The life and spirit of St. Therese of Lisieux, the Little flower, fascinated Dorothy Day, “perhaps because she was so much like the rest of us in her ordinariness.” In fact she authored a small book about St. Therese to offer hope to those who felt their lives were meaningless. She regarded Therese as Therese regarded Mary, for Therese abhorred writings and sermons that described “Mary’s life as totally different from ours.” Dorothy believed that Therese ‘”speaks to our condition.” Her approach, like that of St. Therese and the Blessed Virgin Mary, was to ask prayerfully at the beginning of each day, “What would you have me do?”

For Dorothy Day, Mary and Joseph shared in the plight and insecurity of the poor. During the Great Depression she wrote, “What security did the Blessed Virgin herself have as she fled in the night with the Baby in her arms to go into a strange country? She probably wondered whether St.
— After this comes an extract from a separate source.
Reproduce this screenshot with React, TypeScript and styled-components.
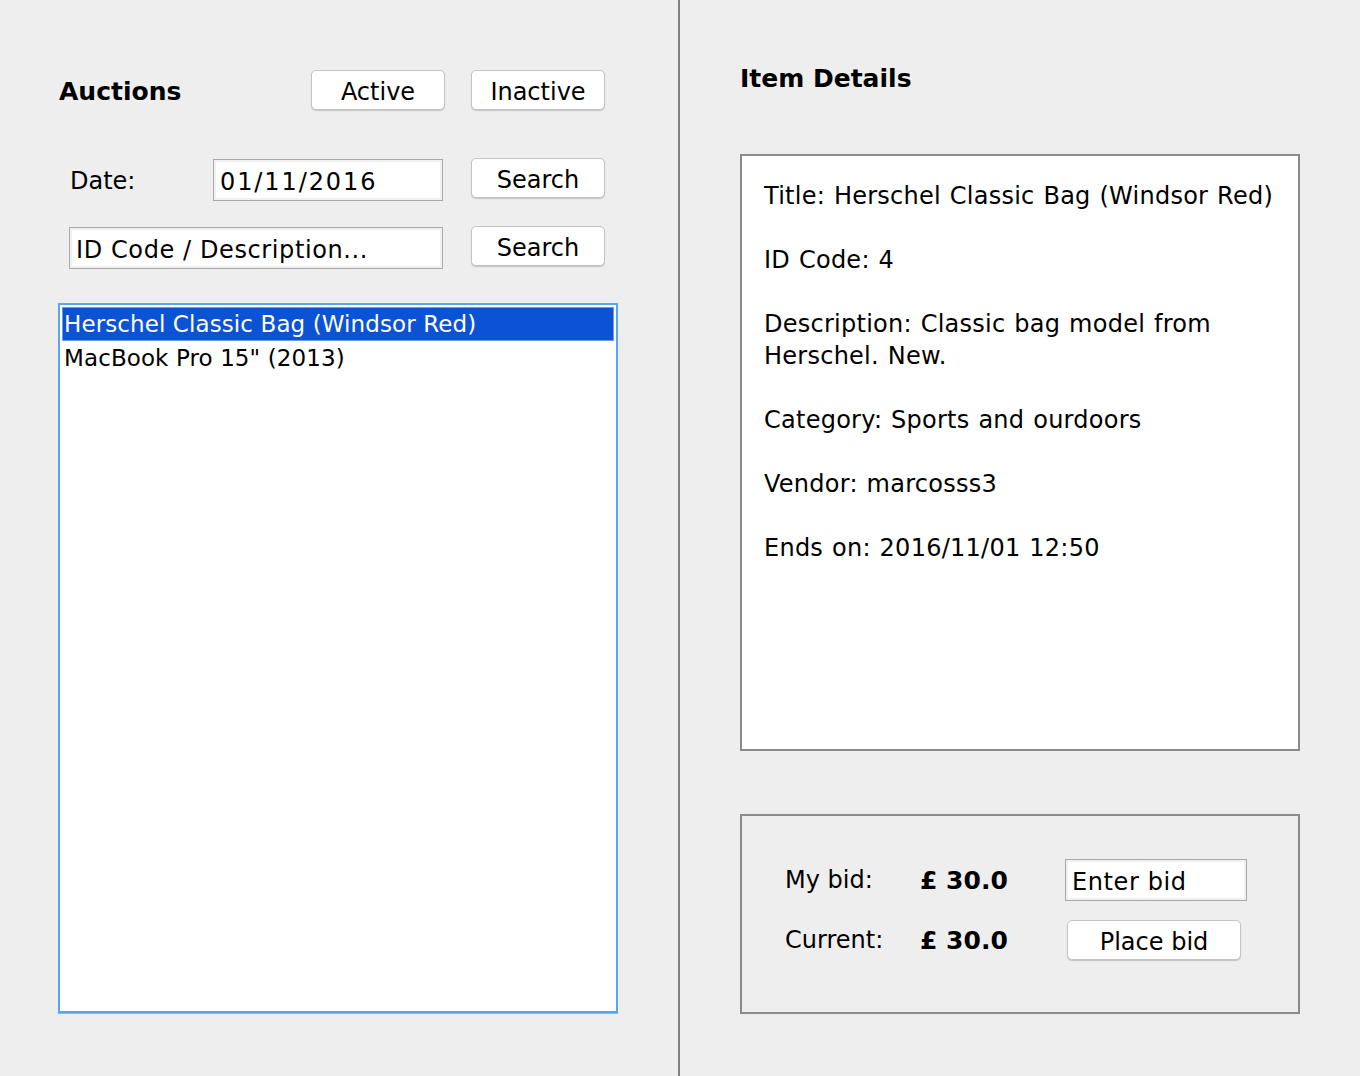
import React from "react";
import styled, { createGlobalStyle } from "styled-components";

const GlobalStyle = createGlobalStyle`
    html, body {
        margin: 0;
        padding: 0;
        background: #eeeeee;
    }
    body {
        font-family: "DejaVu Sans", "Liberation Sans", sans-serif;
        color: #000;
    }
`;

const Window = styled.div`
    display: flex;
    width: 1360px;
    height: 1076px;
    background: #eeeeee;
    overflow: hidden;
`;

const LeftPanel = styled.div`
    width: 560px;
    padding: 70px 0 0 58px;
    flex-shrink: 0;
    display: flex;
    flex-direction: column;
`;

const Divider = styled.div`
    width: 2px;
    margin-left: 60px;
    background: #808080;
    flex-shrink: 0;
`;

const RightPanel = styled.div`
    width: 560px;
    padding: 61px 0 0 60px;
    display: flex;
    flex-direction: column;
`;

const Heading = styled.h2`
    margin: 0;
    font-size: 25px;
    font-weight: bold;
    line-height: 35px;
`;

const Row = styled.div<{ $top?: number; $height: number }>`
    display: flex;
    align-items: flex-start;
    margin-top: ${(p) => p.$top ?? 0}px;
    height: ${(p) => p.$height}px;
`;

const Button = styled.button<{ $width?: number; $left?: number }>`
    width: ${(p) => p.$width ?? 134}px;
    height: 40px;
    margin-left: ${(p) => p.$left ?? 0}px;
    padding: 3px 0 0 0;
    background: #ffffff;
    border: 1px solid #c4c4c4;
    border-radius: 5px;
    box-shadow: 0 1px 1px rgba(0, 0, 0, 0.18);
    font-family: inherit;
    font-size: 24px;
    color: #000;
    flex-shrink: 0;
`;

const Field = styled.div<{ $width: number; $left?: number; $spacing?: number; $top?: number }>`
    box-sizing: border-box;
    width: ${(p) => p.$width}px;
    height: 42px;
    margin-left: ${(p) => p.$left ?? 0}px;
    margin-top: ${(p) => p.$top ?? 0}px;
    padding: 3px 6px 0 6px;
    display: flex;
    align-items: center;
    background: #ffffff;
    border: 1px solid #a8a8a8;
    box-shadow: inset 0 0 0 2px #f0f0f0;
    font-size: 24px;
    letter-spacing: ${(p) => p.$spacing ?? 0.6}px;
    white-space: nowrap;
    flex-shrink: 0;
`;

const Label = styled.span<{ $left?: number; $width?: number; $top?: number }>`
    margin-left: ${(p) => p.$left ?? 0}px;
    margin-top: ${(p) => p.$top ?? 0}px;
    width: ${(p) => (p.$width ? `${p.$width}px` : "auto")};
    font-size: 24px;
    flex-shrink: 0;
`;

const ListBox = styled.div`
    box-sizing: border-box;
    margin-top: 33px;
    width: 560px;
    height: 710px;
    padding: 2px;
    background: #ffffff;
    border: 2px solid #5aa6ec;
    box-shadow: 0 1px 0 #7cb8f0;
`;

const ListItem = styled.div<{ $selected?: boolean }>`
    height: 32px;
    line-height: 32px;
    padding-left: 1px;
    font-size: 23px;
    letter-spacing: 0.1px;
    white-space: nowrap;
    background: ${(p) => (p.$selected ? "#0b52d4" : "transparent")};
    color: ${(p) => (p.$selected ? "#ffffff" : "#000000")};
    border: ${(p) => (p.$selected ? "1px solid #6b9be8" : "1px solid transparent")};
`;

const DetailsBox = styled.div`
    box-sizing: border-box;
    margin-top: 58px;
    width: 560px;
    height: 597px;
    padding: 24px 16px 0 22px;
    background: #ffffff;
    border: 2px solid #8a8a8a;
`;

const DetailLine = styled.p`
    margin: 0 0 32px 0;
    font-size: 24px;
    line-height: 32px;
    letter-spacing: 0.25px;
    word-spacing: 1px;
`;

const BidBox = styled.div`
    box-sizing: border-box;
    margin-top: 63px;
    width: 560px;
    height: 200px;
    padding: 34px 0 0 43px;
    border: 2px solid #8a8a8a;
    display: grid;
    grid-template-columns: 135px 145px auto;
    grid-auto-rows: 60px;
    align-items: center;
    align-content: start;
`;

const Amount = styled.span`
    font-size: 25px;
    font-weight: bold;
`;

const items = ["Herschel Classic Bag (Windsor Red)", 'MacBook Pro 15" (2013)'];

const details = [
    "Title: Herschel Classic Bag (Windsor Red)",
    "ID Code: 4",
    "Description: Classic bag model from Herschel. New.",
    "Category: Sports and ourdoors",
    "Vendor: marcosss3",
    "Ends on: 2016/11/01 12:50",
];

const App: React.FC = () => {
    return (
        <>
            <GlobalStyle />
            <Window>
                <LeftPanel>
                    <Row $height={40}>
                        <Label $width={252} $left={1} $top={4}>
                            <Heading as="span">Auctions</Heading>
                        </Label>
                        <Button>Active</Button>
                        <Button $left={26}>Inactive</Button>
                    </Row>
                    <Row $top={48} $height={44}>
                        <Label $left={12} $width={143} $top={9}>
                            Date:
                        </Label>
                        <Field $width={230} $spacing={1.9} $top={1}>
                            01/11/2016
                        </Field>
                        <Button $left={28}>Search</Button>
                    </Row>
                    <Row $top={24} $height={44}>
                        <Field $width={374} $left={11} $top={1}>
                            ID Code / Description...
                        </Field>
                        <Button $left={28}>Search</Button>
                    </Row>
                    <ListBox>
                        {items.map((item, i) => (
                            <ListItem key={i} $selected={i === 0}>
                                {item}
                            </ListItem>
                        ))}
                    </ListBox>
                </LeftPanel>
                <Divider />
                <RightPanel>
                    <Heading>Item Details</Heading>
                    <DetailsBox>
                        {details.map((line, i) => (
                            <DetailLine key={i}>{line}</DetailLine>
                        ))}
                    </DetailsBox>
                    <BidBox>
                        <Label>My bid:</Label>
                        <Amount>£ 30.0</Amount>
                        <Field $width={182}>Enter bid</Field>
                        <Label>Current:</Label>
                        <Amount>£ 30.0</Amount>
                        <Button $width={174} $left={2}>
                            Place bid
                        </Button>
                    </BidBox>
                </RightPanel>
            </Window>
        </>
    );
};

export default App;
Joseph would be able to obtain work in a foreign land, how they would get along, and anticipated the loneliness of being without friends, her cousin, St. Elizabeth, her kinfolk.” At another time she recalled, “St. Bonaventure says Our Lady worked in Egypt to earn the family’s daily bread because St. Joseph could not earn enough. It was all part of the humiliation of poverty for St. Joseph.” She realized that the Holy Family definitely shared the lot of the poor.

Thomas Merton (1915-1968)

The conversion of Thomas Merton led to a prolific writing apostolate and was widely followed and celebrated. His parents were artists with little religious interest. Educated in France and England, his interest in religious questions grew out of his study of literature and philosophy. In 1938 he entered the Catholic Church, and later became a Trappist monk at the Gethsemane Abbey in Kentucky. His talented pen produced voluminous writings in a personal style on topics pertaining to monastic spirituality, mysticism, racial justice, and peace.

Merton’s references to the Virgin Mary are personal and deep, a response to a mystical attraction. The Seven Storey Mountain is the autobiographical account of his early life and conversion. One passage concerns his departure from England to a new life in New York City. He describes his experience of Mary’s guidance at this turning point in his life in these striking words.

“Lady, when on that night I left the Island that was once your England, your love went with me, although I could not know it…. I was not sure where I was going, and I could not see what I would do when I got to New York. But you saw further and clearer than I, and you opened the seas before my ship, whose track led me across the waters to a place I had never dreamed of, and which even then you were preparing for me to be my rescue and my shelter and my home. And when I thought there was no God and no love and no mercy, you were leading me all the while in the midst of His love and His mercy, and taking me, without my knowing anything about it, to the house that would find me in
the secret of His face. Glorious Mother of God, shall I ever again distrust you?”

At crucial points in his life he actively sought the presence of Mary and her direction. When discerning his vocation to the priesthood he embarked on a pilgrimage to the shrine of Our Lady of Charity of Cobre in Cuba.
“There you are, Caridad del Cobre. It is you that I have come to see; you will ask Christ to make me his priest, and I will give you my heart, Lady; and if you will obtain for me this priesthood, I will remember you at my first Mass in such a way that the Mass will be for you and offered through you in gratitude to the Holy Trinity, Who has used your love to win me this grace.”
Bewildered in the struggle to decide about becoming a Trappist, he turned naturally to the Mother of Jesus as any child would turn to his mother. “I give this whole Advent, every minute, to the Blessed Virgin, begging her to help me and bring me to her house at Gethsemane to be her loving child and servant, a child of God in silence and labor and sacrifice and obscurity.” After ordination to the diaconate he wrote, “Our Lady has taken possession of my heart. Maybe, after all, she is the big grace of the diaconate.”

For Thomas Merton, Mary is always persuading from within. “Mary does not rule us from without, but from within. She does not change us by changing the world around us, but she changes the world around us by first changing our own inner lives.” Thus was Merton’s journey of faith with Mary.